The most telling indicator of the Toronto Raptors‘ intentions as the NBA Draft approached was offered well before they made Arizona big man Christian Koloko their second-round pick.
Leading up to the draft there had been persistent rumours or speculation that Raptors forward OG Anunoby was in play and trading him was the means by which Toronto would obtain a pick in the lottery while adding some additional roster depth, presumably, and that the fifth-year forward would find a path towards becoming a primary offensive option and potentially increase his contract value in the process.
It didn’t matter that most of that speculation was being driven by the teams looking to add the skills that make Anunoby so valuable to Toronto: size, quickness, defensive versatility, quality three-point shooting and the possibility of more offensive punch to come.
In particular, the Portland Trail Blazers were pushing hard to convince the Raptors to give up Anunoby in exchange for the seventh pick in the draft, the full-court press being made on Wednesday, per sources.
But on Thursday morning the Raptors’ answer was being played out in real-time at the OVO Athletic Centre as Anunoby was working out with rookie-of-the-year Scottie Barnes and all-NBA forward Pascal Siakam.
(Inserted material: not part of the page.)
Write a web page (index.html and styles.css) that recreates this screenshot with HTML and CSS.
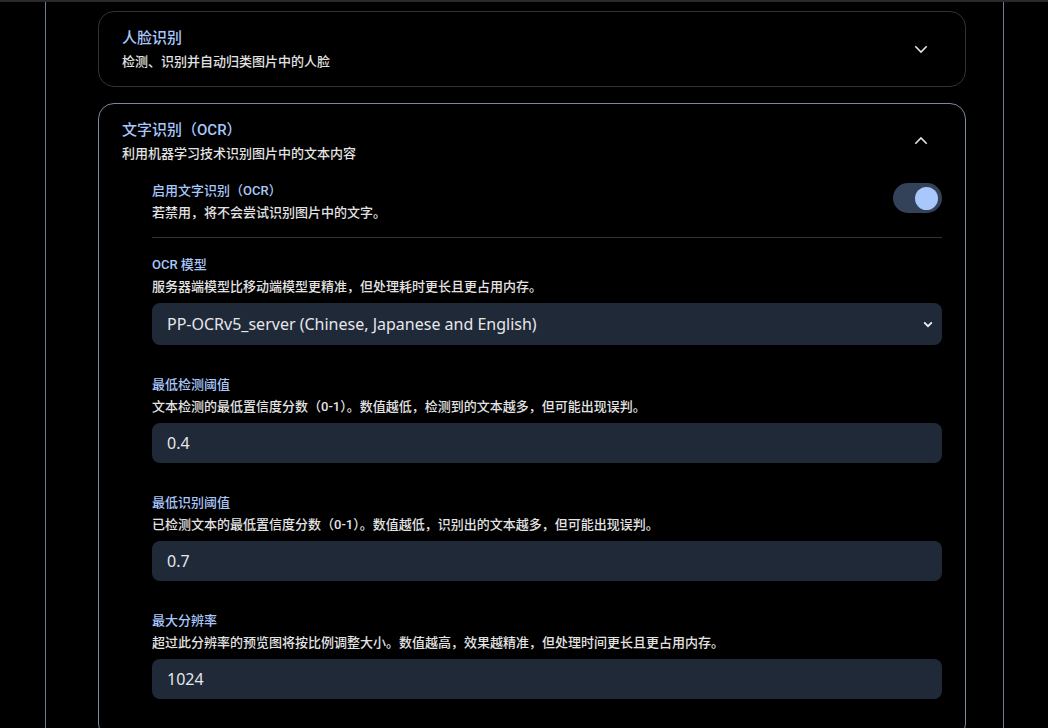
FILE: index.html
```html
<!DOCTYPE html>
<html lang="zh-CN">
<head>
<meta charset="utf-8">
<title>设置</title>
<link rel="stylesheet" href="styles.css">
</head>
<body>
<div class="topbar"></div>
<main class="page">
  <section class="card">
    <div class="card-head">
      <div class="head-text">
        <div class="card-title">人脸识别</div>
        <div class="card-sub">检测、识别并自动归类图片中的人脸</div>
      </div>
      <button class="icon-btn" aria-label="展开">
        <svg width="24" height="24" viewBox="0 0 24 24"><path d="M6.3 9.3L12 15l5.7-5.7" fill="none" stroke="#e3e3e3" stroke-width="1.6"/></svg>
      </button>
    </div>
  </section>

  <section class="card open">
    <div class="card-head">
      <div class="head-text">
        <div class="card-title">文字识别（OCR）</div>
        <div class="card-sub">利用机器学习技术识别图片中的文本内容</div>
      </div>
      <button class="icon-btn" aria-label="收起">
        <svg width="24" height="24" viewBox="0 0 24 24"><path d="M6.3 14.7L12 9l5.7 5.7" fill="none" stroke="#e3e3e3" stroke-width="1.6"/></svg>
      </button>
    </div>
    <div class="card-body">
      <div class="toggle-row">
        <div class="field-text">
          <div class="label">启用文字识别（OCR）</div>
          <div class="desc">若禁用，将不会尝试识别图片中的文字。</div>
        </div>
        <div class="switch"><div class="knob"></div></div>
      </div>

      <div class="fields">
        <div class="field">
          <div class="label">OCR 模型</div>
          <div class="desc">服务器端模型比移动端模型更精准，但处理耗时更长且更占用内存。</div>
          <div class="select">
            <span>PP-OCRv5_server (Chinese, Japanese and English)</span>
            <svg width="10" height="7" viewBox="0 0 10 7"><path d="M1.2 1.4L5 5.2 8.8 1.4" fill="none" stroke="#f0f0f0" stroke-width="1.8"/></svg>
          </div>
        </div>

        <div class="field">
          <div class="label">最低检测阈值</div>
          <div class="desc">文本检测的最低置信度分数（0-1）。数值越低，检测到的文本越多，但可能出现误判。</div>
          <div class="input">0.4</div>
        </div>

        <div class="field">
          <div class="label">最低识别阈值</div>
          <div class="desc">已检测文本的最低置信度分数（0-1）。数值越低，识别出的文本越多，但可能出现误判。</div>
          <div class="input">0.7</div>
        </div>

        <div class="field">
          <div class="label">最大分辨率</div>
          <div class="desc">超过此分辨率的预览图将按比例调整大小。数值越高，效果越精准，但处理时间更长且更占用内存。</div>
          <div class="input">1024</div>
        </div>
      </div>
    </div>
  </section>
</main>
</body>
</html>
```

FILE: styles.css
```css
* { box-sizing: border-box; }
html, body {
  margin: 0;
  padding: 0;
  background: #000;
  height: 100%;
  overflow: hidden;
}
body {
  font-family: Roboto, "Noto Sans CJK SC", sans-serif;
  color: #e3e3e3;
}
.topbar {
  height: 2px;
  background: #2a2a2a;
}
.page {
  margin-left: 45px;
  width: 959px;
  min-height: 726px;
  border-left: 1px solid #717c8e;
  border-right: 1px solid #717c8e;
  padding: 9px 37px 0 52px;
  display: flex;
  flex-direction: column;
  gap: 16px;
}
.card {
  border: 1px solid #2e333b;
  border-radius: 16px;
  padding: 0 23px;
}
.card.open {
  border-color: #7b879a;
}
.card-head {
  display: flex;
  align-items: center;
  justify-content: space-between;
  padding: 14px 0;
}
.head-text {
  display: flex;
  flex-direction: column;
  gap: 2px;
}
.card-title {
  font-size: 15px;
  line-height: 24px;
  font-weight: 500;
  color: #a8c7fa;
}
.card-sub {
  font-size: 13px;
  line-height: 20px;
  font-weight: 500;
  color: #e3e3e3;
}
.icon-btn {
  width: 40px;
  height: 40px;
  border: none;
  background: transparent;
  padding: 0;
  display: flex;
  align-items: center;
  justify-content: center;
  margin-right: 1px;
}
.card-body {
  padding: 3px 0 40px 30px;
}
.toggle-row {
  display: flex;
  justify-content: space-between;
  align-items: flex-start;
  padding-bottom: 14px;
  border-bottom: 1px solid #333;
}
.field-text {
  display: flex;
  flex-direction: column;
  gap: 2px;
}
.label {
  font-size: 13px;
  line-height: 20px;
  font-weight: 500;
  color: #a8c7fa;
}
.desc {
  font-size: 13px;
  line-height: 20px;
  font-weight: 500;
  color: #e3e3e3;
}
.switch {
  width: 49px;
  height: 30px;
  margin-top: 2px;
  border-radius: 15px;
  background: #344259;
  display: flex;
  align-items: center;
  justify-content: flex-end;
  padding-right: 4px;
}
.knob {
  width: 23px;
  height: 23px;
  border-radius: 50%;
  background: #a8c7fa;
}
.fields {
  padding-top: 17px;
  display: flex;
  flex-direction: column;
  gap: 30px;
}
.field {
  display: flex;
  flex-direction: column;
}
.field .desc {
  margin-top: 2px;
  margin-bottom: 6px;
}
.select, .input {
  background: #1f2937;
  border-radius: 8px;
  padding: 0 15px;
  font-family: "Noto Sans", "Noto Sans CJK SC", sans-serif;
  font-size: 16px;
  color: #e5e7eb;
  display: flex;
  align-items: center;
}
.select {
  height: 42px;
  justify-content: space-between;
  padding-right: 9px;
}
.input {
  height: 40px;
}
```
In theory it was concerns about not having enough opportunity to flourish behind Siakam and Barnes that was behind reports that Anunoby was unhappy in his role in Toronto and could be open to a change of scenery.
But none of that was on display Thursday.
It wasn’t a coincidence that three of the Raptors’ most important players were on the floor together, training. If finding ways for them to thrive individually and as a group is part of the plan, working out together is one small plank in it.
“I think that there has appeared to me this summer, not only today but a lot of these weeks here since we’ve broken up there’s a pretty good closeness with this group,” said Raptors head coach Nick Nurse. “[Thursday] we have Pascal and OG and Scottie all on the floor today working out with each other at the same time and that was exciting to kind of watch them kind of go at it a little bit… but mostly it’s just our guys, rightly so, they’re proud to be Raptors, they love the organization… so team spirit feels really good right now. So it’s exciting to see.”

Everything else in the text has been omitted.